The provinces also have very similar laws with enormous "law enforcement" loopholes. As another example, here's Ontario's Freedom of Information and Protection of Privacy Act on the subject:

Where disclosure permitted

42. (1) An institution shall not disclose personal information in its custody or under its control except, ...

(f) where disclosure is by a law enforcement institution,

(i) to a law enforcement agency in a foreign country under an arrangement, a written agreement or treaty or legislative authority, or

(ii) to another law enforcement agency in Canada;


(g) where disclosure is to an institution or a law enforcement agency in Canada to aid an investigation undertaken with a view to a law enforcement proceeding or from which a law enforcement proceeding is likely to result;


The Privacy Commissioner of Canada pointed out this problem a decade ago, but it fell on deaf ears. This is from her later recommendations in 2008:

However, the Privacy Act does not reflect this increase in international information sharing. The Privacy Act places only two restrictions on disclosures to foreign governments: an agreement or arrangement must exist; and the personal information must be used for administering or enforcing a law or conducting an investigation. The Privacy Act does not even require that the agreement or arrangement be in writing. The Privacy Act does not impose any duty on the disclosing institution to identify the precise purpose for which the data will be disclosed and limit its subsequent use by the foreign government to that purpose, limit the amount of personal information disclosed and restrict further disclosure to third parties.
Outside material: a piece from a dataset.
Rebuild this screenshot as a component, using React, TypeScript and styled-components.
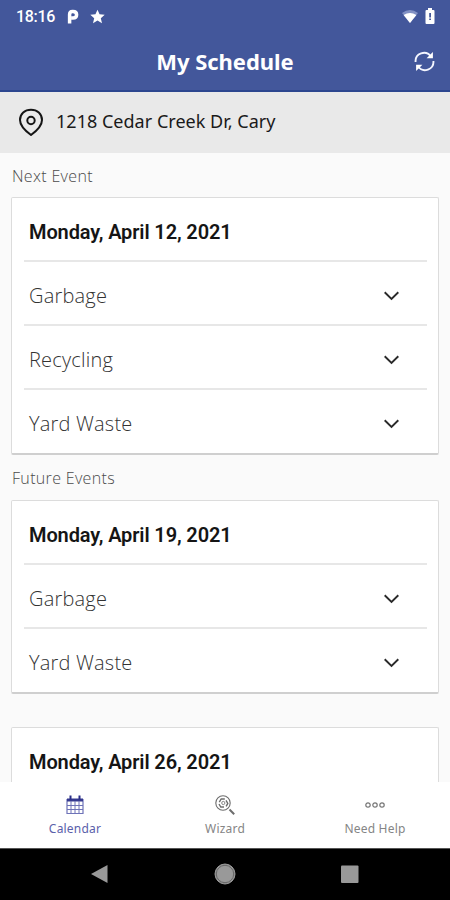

Moreover, the Privacy Act even fails to impose any basic obligations on the Canadian government institution itself to adequately safeguard personal information. ARCHIVED - Proposed Immediate Changes to the Privacy Act (April 29, 2008) Privacy Commissioner of Canada.

Yup, it's essentially carte blanche for government institutions to disclose your information without a warrant for law enforcement purposes and for them to share it with foreign governments. It may be lawful, but it's not right.